Prompt: Write out the entire listing below exactly as it appears, minus any pictures.

Source data:
===

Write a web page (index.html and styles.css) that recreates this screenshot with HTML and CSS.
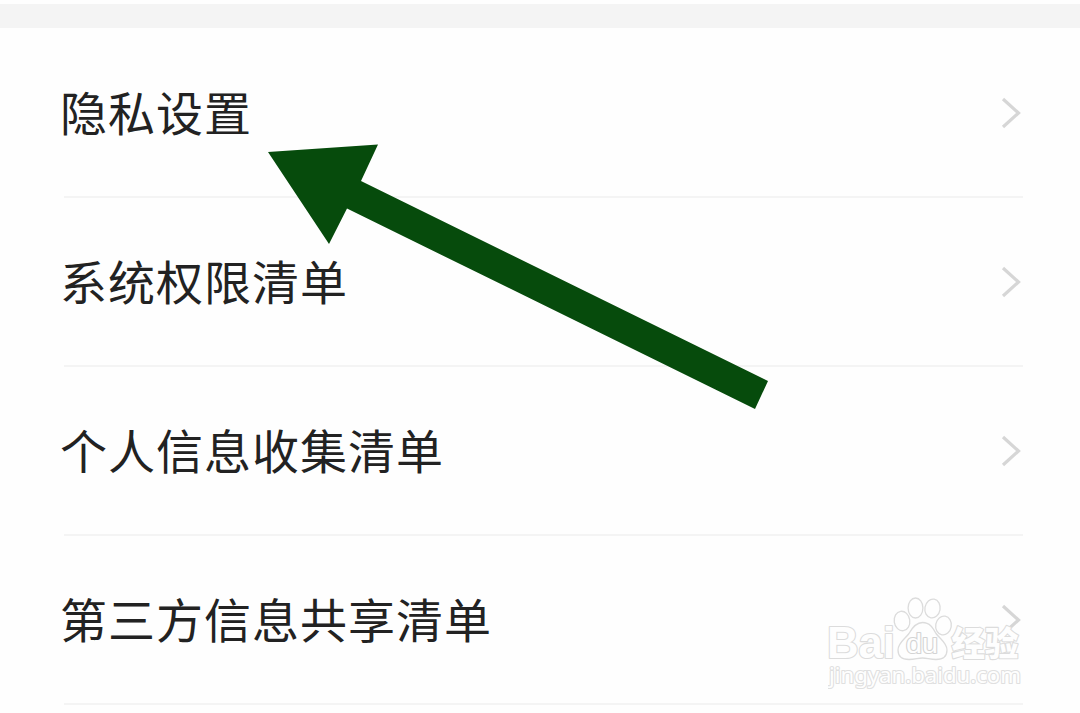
FILE: index.html
```html
<!DOCTYPE html>
<html lang="zh-CN">
<head>
    <meta charset="UTF-8">
    <meta name="viewport" content="width=device-width, initial-scale=1.0">
    <title>隐私</title>
    <link rel="stylesheet" href="styles.css">
</head>
<body>

    <div class="divider"></div>

    <!-- 设置列表 -->
    <ul class="list">
        <li class="item">
            <span class="label">隐私设置</span>
            <svg class="chevron" viewBox="0 0 20 32"><path d="M2 2 L17.5 16 L2 30"/></svg>
        </li>
        <li class="item">
            <span class="label">系统权限清单</span>
            <svg class="chevron" viewBox="0 0 20 32"><path d="M2 2 L17.5 16 L2 30"/></svg>
        </li>
        <li class="item">
            <span class="label">个人信息收集清单</span>
            <svg class="chevron" viewBox="0 0 20 32"><path d="M2 2 L17.5 16 L2 30"/></svg>
        </li>
        <li class="item">
            <span class="label">第三方信息共享清单</span>
            <svg class="chevron" viewBox="0 0 20 32"><path d="M2 2 L17.5 16 L2 30"/></svg>
        </li>
    </ul>

    <!-- 箭头标注 -->
    <svg class="arrow" viewBox="0 0 500 266">
        <polygon points="0,8 110,0.500 93,37 500,237 487,265 79,64.500 61,100"/>
    </svg>

    <!-- 水印 -->
    <svg class="watermark" viewBox="0 0 210 104">
        <ellipse cx="74" cy="31" rx="7.8" ry="9.8" transform="rotate(-8 74 31)"/>
        <ellipse cx="87.500" cy="18" rx="7.4" ry="10"/>
        <ellipse cx="104.500" cy="18.500" rx="7.6" ry="9.500" transform="rotate(10 104.500 18.500)"/>
        <ellipse cx="115.500" cy="35.500" rx="7.8" ry="9.5" transform="rotate(10 115.500 35.500)"/>
        <path d="M94.500 32.500 C102 32.500 105 38 108 43.500 C112 49 119 53 119 60 C119 67 114 69.500 108 69.500 C102 69.500 99 68 94.500 68 C90 68 87 69.500 81 69.500 C74 69.500 70 66 70 60 C70 53 77 49 81 43.500 C84 38 88 32.500 94.500 32.500 Z"/>
        <text class="brand" x="-1" y="67.500" textLength="68" lengthAdjust="spacingAndGlyphs">Bai</text>
        <text class="du" x="78" y="62.500" textLength="32" lengthAdjust="spacingAndGlyphs">du</text>
        <text class="name" x="123.500" y="65.500" textLength="67" lengthAdjust="spacingAndGlyphs">经验</text>
        <text class="site" x="1" y="93" textLength="192" lengthAdjust="spacingAndGlyphs">jingyan.baidu.com</text>
    </svg>

</body>
</html>
```

FILE: styles.css
```css
body {
    font-family: 'Noto Sans CJK SC', sans-serif;
    margin: 0;
    padding-top: 4px;
    background-color: #fefefe;
    height: 709px;
    overflow: hidden;
    position: relative;
}
.divider {
    height: 24px;
    background-color: #f4f4f4;
}
.list {
    list-style: none;
    margin: 0;
    padding: 1px 57px 0 60px;
}
.item {
    display: flex;
    justify-content: space-between;
    align-items: center;
    box-sizing: border-box;
    height: 169px;
    padding: 0 2px 2px 0;
    background: linear-gradient(#f4f4f4, #f4f4f4) 4px 100% / 100% 2px no-repeat;
}
.label {
    font-size: 47px;
    font-weight: 400;
    letter-spacing: 1px;
    line-height: 60px;
    padding-bottom: 4px;
    color: #222;
}
.chevron {
    width: 20px;
    height: 32px;
    fill: none;
    stroke: #d6d6d6;
    stroke-width: 3.2;
}
.arrow {
    position: absolute;
    left: 268px;
    top: 144px;
    width: 500px;
    height: 266px;
    fill: #064b0c;
}
.watermark {
    position: absolute;
    left: 828px;
    top: 590px;
    width: 210px;
    height: 104px;
    fill: #fefefe;
    stroke: #dcdcdc;
    stroke-width: 1.3;
}
.watermark text {
    paint-order: stroke;
    stroke-width: 2.2;
    stroke-linejoin: round;
}
.brand {
    font: bold 44px 'Liberation Sans', sans-serif;
}
.watermark .du {
    font: 27px 'Liberation Sans', sans-serif;
    stroke: #d4d4d4;
}
.name {
    font: 900 34px 'Noto Sans CJK SC', sans-serif;
}
.watermark .site {
    font: 400 22px 'Noto Sans', sans-serif;
    stroke: #e0e0e0;
}
```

===

Written solution:
Write a web page (index.html and styles.css) that recreates this screenshot with HTML and CSS.
FILE: index.html
```html
<!DOCTYPE html>
<html lang="zh-CN">
<head>
    <meta charset="UTF-8">
    <meta name="viewport" content="width=device-width, initial-scale=1.0">
    <title>隐私</title>
    <link rel="stylesheet" href="styles.css">
</head>
<body>

    <div class="divider"></div>

    <!-- 设置列表 -->
    <ul class="list">
        <li class="item">
            <span class="label">隐私设置</span>
            <svg class="chevron" viewBox="0 0 20 32"><path d="M2 2 L17.5 16 L2 30"/></svg>
        </li>
        <li class="item">
            <span class="label">系统权限清单</span>
            <svg class="chevron" viewBox="0 0 20 32"><path d="M2 2 L17.5 16 L2 30"/></svg>
        </li>
        <li class="item">
            <span class="label">个人信息收集清单</span>
            <svg class="chevron" viewBox="0 0 20 32"><path d="M2 2 L17.5 16 L2 30"/></svg>
        </li>
        <li class="item">
            <span class="label">第三方信息共享清单</span>
            <svg class="chevron" viewBox="0 0 20 32"><path d="M2 2 L17.5 16 L2 30"/></svg>
        </li>
    </ul>

    <!-- 箭头标注 -->
    <svg class="arrow" viewBox="0 0 500 266">
        <polygon points="0,8 110,0.500 93,37 500,237 487,265 79,64.500 61,100"/>
    </svg>

    <!-- 水印 -->
    <svg class="watermark" viewBox="0 0 210 104">
        <ellipse cx="74" cy="31" rx="7.8" ry="9.8" transform="rotate(-8 74 31)"/>
        <ellipse cx="87.500" cy="18" rx="7.4" ry="10"/>
        <ellipse cx="104.500" cy="18.500" rx="7.6" ry="9.500" transform="rotate(10 104.500 18.500)"/>
        <ellipse cx="115.500" cy="35.500" rx="7.8" ry="9.5" transform="rotate(10 115.500 35.500)"/>
        <path d="M94.500 32.500 C102 32.500 105 38 108 43.500 C112 49 119 53 119 60 C119 67 114 69.500 108 69.500 C102 69.500 99 68 94.500 68 C90 68 87 69.500 81 69.500 C74 69.500 70 66 70 60 C70 53 77 49 81 43.500 C84 38 88 32.500 94.500 32.500 Z"/>
        <text class="brand" x="-1" y="67.500" textLength="68" lengthAdjust="spacingAndGlyphs">Bai</text>
        <text class="du" x="78" y="62.500" textLength="32" lengthAdjust="spacingAndGlyphs">du</text>
        <text class="name" x="123.500" y="65.500" textLength="67" lengthAdjust="spacingAndGlyphs">经验</text>
        <text class="site" x="1" y="93" textLength="192" lengthAdjust="spacingAndGlyphs">jingyan.baidu.com</text>
    </svg>

</body>
</html>
```

FILE: styles.css
```css
body {
    font-family: 'Noto Sans CJK SC', sans-serif;
    margin: 0;
    padding-top: 4px;
    background-color: #fefefe;
    height: 709px;
    overflow: hidden;
    position: relative;
}
.divider {
    height: 24px;
    background-color: #f4f4f4;
}
.list {
    list-style: none;
    margin: 0;
    padding: 1px 57px 0 60px;
}
.item {
    display: flex;
    justify-content: space-between;
    align-items: center;
    box-sizing: border-box;
    height: 169px;
    padding: 0 2px 2px 0;
    background: linear-gradient(#f4f4f4, #f4f4f4) 4px 100% / 100% 2px no-repeat;
}
.label {
    font-size: 47px;
    font-weight: 400;
    letter-spacing: 1px;
    line-height: 60px;
    padding-bottom: 4px;
    color: #222;
}
.chevron {
    width: 20px;
    height: 32px;
    fill: none;
    stroke: #d6d6d6;
    stroke-width: 3.2;
}
.arrow {
    position: absolute;
    left: 268px;
    top: 144px;
    width: 500px;
    height: 266px;
    fill: #064b0c;
}
.watermark {
    position: absolute;
    left: 828px;
    top: 590px;
    width: 210px;
    height: 104px;
    fill: #fefefe;
    stroke: #dcdcdc;
    stroke-width: 1.3;
}
.watermark text {
    paint-order: stroke;
    stroke-width: 2.2;
    stroke-linejoin: round;
}
.brand {
    font: bold 44px 'Liberation Sans', sans-serif;
}
.watermark .du {
    font: 27px 'Liberation Sans', sans-serif;
    stroke: #d4d4d4;
}
.name {
    font: 900 34px 'Noto Sans CJK SC', sans-serif;
}
.watermark .site {
    font: 400 22px 'Noto Sans', sans-serif;
    stroke: #e0e0e0;
}
```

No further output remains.